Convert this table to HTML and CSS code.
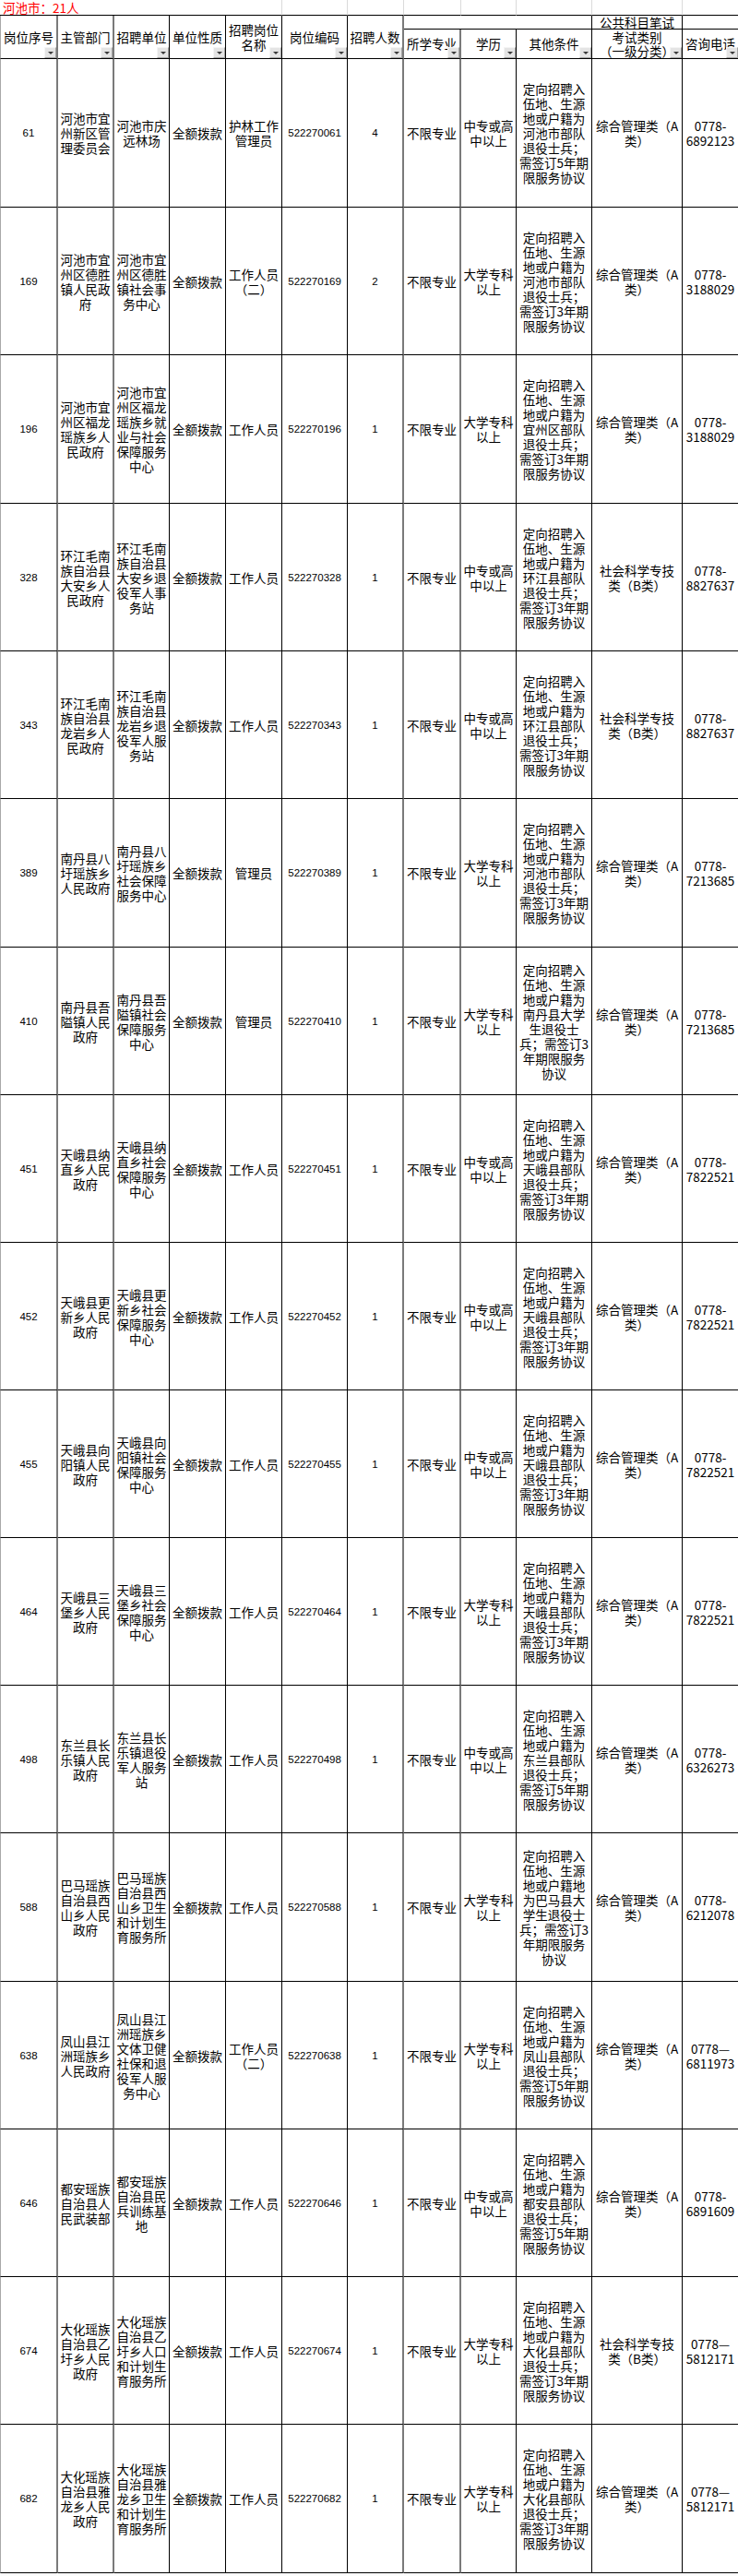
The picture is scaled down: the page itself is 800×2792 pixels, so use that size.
FILE: index.html
```html
<!DOCTYPE html>
<html lang="zh-CN">
<head>
<meta charset="utf-8">
<title>河池市：21人</title>
<link rel="stylesheet" href="styles.css">
</head>
<body>
<table class="sheet">
<colgroup>
<col class="w63"><col class="w61"><col class="w60"><col class="w61"><col class="w61"><col class="w71"><col class="w61"><col class="w62"><col class="w60"><col class="w82"><col class="w98"><col class="w60">
</colgroup>
<tr class="title">
<td colspan="5" class="caption">河池市：21人</td><td></td><td></td><td></td><td></td><td></td><td></td><td class="last"></td>
</tr>
<tr class="hb">
<td rowspan="2" class="hd g first">岗位序号<span class="flt"></span></td>
<td rowspan="2" class="hd g">主管部门<span class="flt"></span></td>
<td rowspan="2" class="hd">招聘单位<span class="flt"></span></td>
<td rowspan="2" class="hd">单位性质<span class="flt"></span></td>
<td rowspan="2" class="hd">招聘岗位名称<span class="flt"></span></td>
<td rowspan="2" class="hd">岗位编码<span class="flt"></span></td>
<td rowspan="2" class="hd g">招聘人数<span class="flt"></span></td>
<td colspan="3" class="top"></td>
<td class="top">公共科目笔试</td>
<td class="top last"></td>
</tr>
<tr class="hc">
<td class="hd g">所学专业<span class="flt"></span></td>
<td class="hd">学历<span class="flt"></span></td>
<td class="hd">其他条件<span class="flt"></span></td>
<td class="hd">考试类别<br>（一级分类）<span class="flt"></span></td>
<td class="hd last">咨询电话<span class="flt"></span></td>
</tr>

<tr class="t">
<td class="g n first">61</td><td class="g">河池市宜州新区管理委员会</td><td>河池市庆远林场</td><td>全额拨款</td><td>护林工作管理员</td><td class="n">522270061</td><td class="g n">4</td><td class="g">不限专业</td><td>中专或高中以上</td><td>定向招聘入伍地、生源地或户籍为河池市部队退役士兵；需签订5年期限服务协议</td><td>综合管理类（A类）</td><td class="last">0778-<br>6892123</td>
</tr>
<tr class="r">
<td class="g n first">169</td><td class="g">河池市宜州区德胜镇人民政府</td><td>河池市宜州区德胜镇社会事务中心</td><td>全额拨款</td><td>工作人员（二）</td><td class="n">522270169</td><td class="g n">2</td><td class="g">不限专业</td><td>大学专科以上</td><td>定向招聘入伍地、生源地或户籍为河池市部队退役士兵；需签订3年期限服务协议</td><td>综合管理类（A类）</td><td class="last">0778-<br>3188029</td>
</tr>
<tr class="t">
<td class="g n first">196</td><td class="g">河池市宜州区福龙瑶族乡人民政府</td><td>河池市宜州区福龙瑶族乡就业与社会保障服务中心</td><td>全额拨款</td><td>工作人员</td><td class="n">522270196</td><td class="g n">1</td><td class="g">不限专业</td><td>大学专科以上</td><td>定向招聘入伍地、生源地或户籍为宜州区部队退役士兵；需签订3年期限服务协议</td><td>综合管理类（A类）</td><td class="last">0778-<br>3188029</td>
</tr>
<tr class="r">
<td class="g n first">328</td><td class="g">环江毛南族自治县大安乡人民政府</td><td>环江毛南族自治县大安乡退役军人事务站</td><td>全额拨款</td><td>工作人员</td><td class="n">522270328</td><td class="g n">1</td><td class="g">不限专业</td><td>中专或高中以上</td><td>定向招聘入伍地、生源地或户籍为环江县部队退役士兵；需签订3年期限服务协议</td><td>社会科学专技类（B类）</td><td class="last">0778-<br>8827637</td>
</tr>
<tr class="r">
<td class="g n first">343</td><td class="g">环江毛南族自治县龙岩乡人民政府</td><td>环江毛南族自治县龙岩乡退役军人服务站</td><td>全额拨款</td><td>工作人员</td><td class="n">522270343</td><td class="g n">1</td><td class="g">不限专业</td><td>中专或高中以上</td><td>定向招聘入伍地、生源地或户籍为环江县部队退役士兵；需签订3年期限服务协议</td><td>社会科学专技类（B类）</td><td class="last">0778-<br>8827637</td>
</tr>
<tr class="t">
<td class="g n first">389</td><td class="g">南丹县八圩瑶族乡人民政府</td><td>南丹县八圩瑶族乡社会保障服务中心</td><td>全额拨款</td><td>管理员</td><td class="n">522270389</td><td class="g n">1</td><td class="g">不限专业</td><td>大学专科以上</td><td>定向招聘入伍地、生源地或户籍为河池市部队退役士兵；需签订3年期限服务协议</td><td>综合管理类（A类）</td><td class="last">0778-<br>7213685</td>
</tr>
<tr class="r">
<td class="g n first">410</td><td class="g">南丹县吾隘镇人民政府</td><td>南丹县吾隘镇社会保障服务中心</td><td>全额拨款</td><td>管理员</td><td class="n">522270410</td><td class="g n">1</td><td class="g">不限专业</td><td>大学专科以上</td><td>定向招聘入伍地、生源地或户籍为南丹县大学生退役士兵；需签订3年期限服务协议</td><td>综合管理类（A类）</td><td class="last">0778-<br>7213685</td>
</tr>
<tr class="r">
<td class="g n first">451</td><td class="g">天峨县纳直乡人民政府</td><td>天峨县纳直乡社会保障服务中心</td><td>全额拨款</td><td>工作人员</td><td class="n">522270451</td><td class="g n">1</td><td class="g">不限专业</td><td>中专或高中以上</td><td>定向招聘入伍地、生源地或户籍为天峨县部队退役士兵；需签订3年期限服务协议</td><td>综合管理类（A类）</td><td class="last">0778-<br>7822521</td>
</tr>
<tr class="r">
<td class="g n first">452</td><td class="g">天峨县更新乡人民政府</td><td>天峨县更新乡社会保障服务中心</td><td>全额拨款</td><td>工作人员</td><td class="n">522270452</td><td class="g n">1</td><td class="g">不限专业</td><td>中专或高中以上</td><td>定向招聘入伍地、生源地或户籍为天峨县部队退役士兵；需签订3年期限服务协议</td><td>综合管理类（A类）</td><td class="last">0778-<br>7822521</td>
</tr>
<tr class="r">
<td class="g n first">455</td><td class="g">天峨县向阳镇人民政府</td><td>天峨县向阳镇社会保障服务中心</td><td>全额拨款</td><td>工作人员</td><td class="n">522270455</td><td class="g n">1</td><td class="g">不限专业</td><td>中专或高中以上</td><td>定向招聘入伍地、生源地或户籍为天峨县部队退役士兵；需签订3年期限服务协议</td><td>综合管理类（A类）</td><td class="last">0778-<br>7822521</td>
</tr>
<tr class="r">
<td class="g n first">464</td><td class="g">天峨县三堡乡人民政府</td><td>天峨县三堡乡社会保障服务中心</td><td>全额拨款</td><td>工作人员</td><td class="n">522270464</td><td class="g n">1</td><td class="g">不限专业</td><td>大学专科以上</td><td>定向招聘入伍地、生源地或户籍为天峨县部队退役士兵；需签订3年期限服务协议</td><td>综合管理类（A类）</td><td class="last">0778-<br>7822521</td>
</tr>
<tr class="r">
<td class="g n first">498</td><td class="g">东兰县长乐镇人民政府</td><td>东兰县长乐镇退役军人服务站</td><td>全额拨款</td><td>工作人员</td><td class="n">522270498</td><td class="g n">1</td><td class="g">不限专业</td><td>中专或高中以上</td><td>定向招聘入伍地、生源地或户籍为东兰县部队退役士兵；需签订5年期限服务协议</td><td>综合管理类（A类）</td><td class="last">0778-<br>6326273</td>
</tr>
<tr class="t">
<td class="g n first">588</td><td class="g">巴马瑶族自治县西山乡人民政府</td><td>巴马瑶族自治县西山乡卫生和计划生育服务所</td><td>全额拨款</td><td>工作人员</td><td class="n">522270588</td><td class="g n">1</td><td class="g">不限专业</td><td>大学专科以上</td><td>定向招聘入伍地、生源地或户籍地为巴马县大学生退役士兵；需签订3年期限服务协议</td><td>综合管理类（A类）</td><td class="last">0778-<br>6212078</td>
</tr>
<tr class="r">
<td class="g n first">638</td><td class="g">凤山县江洲瑶族乡人民政府</td><td>凤山县江洲瑶族乡文体卫健社保和退役军人服务中心</td><td>全额拨款</td><td>工作人员（二）</td><td class="n">522270638</td><td class="g n">1</td><td class="g">不限专业</td><td>大学专科以上</td><td>定向招聘入伍地、生源地或户籍为凤山县部队退役士兵；需签订5年期限服务协议</td><td>综合管理类（A类）</td><td class="last">0778—<br>6811973</td>
</tr>
<tr class="r">
<td class="g n first">646</td><td class="g">都安瑶族自治县人民武装部</td><td>都安瑶族自治县民兵训练基地</td><td>全额拨款</td><td>工作人员</td><td class="n">522270646</td><td class="g n">1</td><td class="g">不限专业</td><td>中专或高中以上</td><td>定向招聘入伍地、生源地或户籍为都安县部队退役士兵；需签订5年期限服务协议</td><td>综合管理类（A类）</td><td class="last">0778-<br>6891609</td>
</tr>
<tr class="r">
<td class="g n first">674</td><td class="g">大化瑶族自治县乙圩乡人民政府</td><td>大化瑶族自治县乙圩乡人口和计划生育服务所</td><td>全额拨款</td><td>工作人员</td><td class="n">522270674</td><td class="g n">1</td><td class="g">不限专业</td><td>大学专科以上</td><td>定向招聘入伍地、生源地或户籍为大化县部队退役士兵；需签订3年期限服务协议</td><td>社会科学专技类（B类）</td><td class="last">0778—<br>5812171</td>
</tr>
<tr class="t">
<td class="g n first">682</td><td class="g">大化瑶族自治县雅龙乡人民政府</td><td>大化瑶族自治县雅龙乡卫生和计划生育服务所</td><td>全额拨款</td><td>工作人员</td><td class="n">522270682</td><td class="g n">1</td><td class="g">不限专业</td><td>大学专科以上</td><td>定向招聘入伍地、生源地或户籍为大化县部队退役士兵；需签订3年期限服务协议</td><td>综合管理类（A类）</td><td class="last">0778—<br>5812171</td>
</tr>
</table>
</body>
</html>
```

FILE: styles.css
```css
* { box-sizing: border-box; }

html, body {
  margin: 0;
  padding: 0;
  background: #fff;
  overflow-x: hidden;
}

.sheet {
  border-collapse: separate;
  border-spacing: 0;
  table-layout: fixed;
  width: 800px;
  font-family: "Noto Sans CJK SC", "Noto Sans", sans-serif;
  font-size: 13.5px;
  line-height: 16px;
  color: #000;
}

.w63 { width: 63px; }
.w61 { width: 61px; }
.w60 { width: 60px; }
.w62 { width: 62px; }
.w71 { width: 71px; }
.w82 { width: 82px; }
.w98 { width: 98px; }

.sheet td {
  padding: 0 2px;
  text-align: center;
  vertical-align: middle;
  border-right: 1px solid #000;
  border-bottom: 1px solid #000;
  overflow: hidden;
}

.sheet td.g { border-right: 2px solid #7a7a7a; }
.sheet td.first { border-left: 1px solid #a8a8a8; }
.sheet td.last { border-right: none; }

/* title row */
.title td {
  height: 17px;
  border-right: 1px solid #dadada;
  border-bottom: 1px solid #000;
}
.title td.last { border-right: none; }
.title td.caption {
  text-align: left;
  padding-left: 3px;
  color: #ff0000;
  white-space: nowrap;
  overflow: visible;
}

/* header */
.hb td.top {
  height: 15px;
  line-height: 14px;
  overflow: visible;
  white-space: nowrap;
}
.hc td {
  height: 32px;
  line-height: 15px;
  overflow: visible;
}
.sheet td.hd { position: relative; }

.flt {
  position: absolute;
  right: 0;
  bottom: 0;
  width: 13px;
  height: 12px;
  background: #e4e4e4;
  border: 1px solid #a4a4a4;
  border-top-color: #f4f4f4;
  border-left-color: #f4f4f4;
}
.flt::after {
  content: "";
  position: absolute;
  left: 3px;
  top: 4px;
  border-left: 3px solid transparent;
  border-right: 3px solid transparent;
  border-top: 3px solid #3a3a3a;
}

/* data rows */
.r td { height: 160px; }
.t td { height: 161px; }

.sheet td.n {
  font-family: "Liberation Sans", Arial, sans-serif;
  font-size: 11.5px;
}
```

^^^^^^^^^^^^^^^^

Exercise details:
The word "size" may appear on some lines. Report how many lines hold it, giving the number alone.

Exercise solution:
3